The patient underwent follow-up HCV RNA testing at 6, 13, and 24 weeks after completion of treatment. Levels remained “undetectable,” fulfilling criteria for SVR24.


We present what we believe is the first case description of SVR24 in a patient with multiple NS3 and NS5A RASs, coupled with a history of both on-treatment viral breakthrough and post-treatment relapse across multiple extended courses of the currently recommended salvage DAA regimens. The goal of long-term viral suppression in order to ultimately achieve SVR may represent a viable option for these rare patients with intractable HCV infections.

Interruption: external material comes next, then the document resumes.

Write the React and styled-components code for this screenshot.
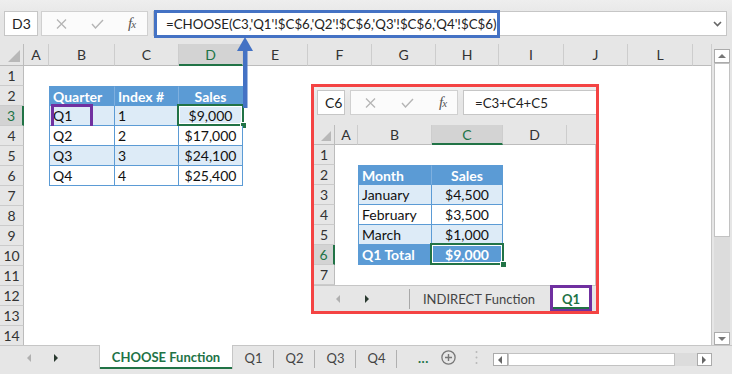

Treatment guidelines for patients with treatment-resistant infections are based largely on limited case series or anecdotal reports, as there are too few patients available to support additional clinical trials. Given that our patient had failed multiple extended courses of currently recommended therapies for re-treatment after DAA treatment failure, there was a complete absence of evidence-based options to guide treatment selection. Our goal, based on clinical judgment, was to achieve long-term viral suppression even if this required that the patient remain on-treatment indefinitely.
To achieve this aim, insurance and financial constraints necessitated-perhaps fortuitously-the use of multiple different regimens. Previous testing in our patient detected RASs that are strongly associated with resistance to GLE/PIB in GT1a infections.[3] We initiated treatment with two SOF-based regimens and achieved undetectable viral loads before transitioning to GLE/PIB. The patient also took pegylated IFN and RBV intermittently for the entire duration of treatment. Although there is evidence that adjuvant RBV increases the rate of SVR after DAA treatment failure,[4] the potential beneficial role of IFN can only be speculated upon. It is also possible that some refractory cases of HCV may simply require a considerably longer span of treatment to successfully eliminate the virus.
Our patient-despite a history of failing to achieve SVR across both IFN and multiple DAA regimens-was finally able to achieve SVR24 after roughly 13 months of continuous DAA treatment coupled with RBV and IFN as tolerated. It is possible, therefore, that extending treatment length beyond current recommendations may be necessary to successfully induce a durable response among patients with multiple RASs and previous treatment failures.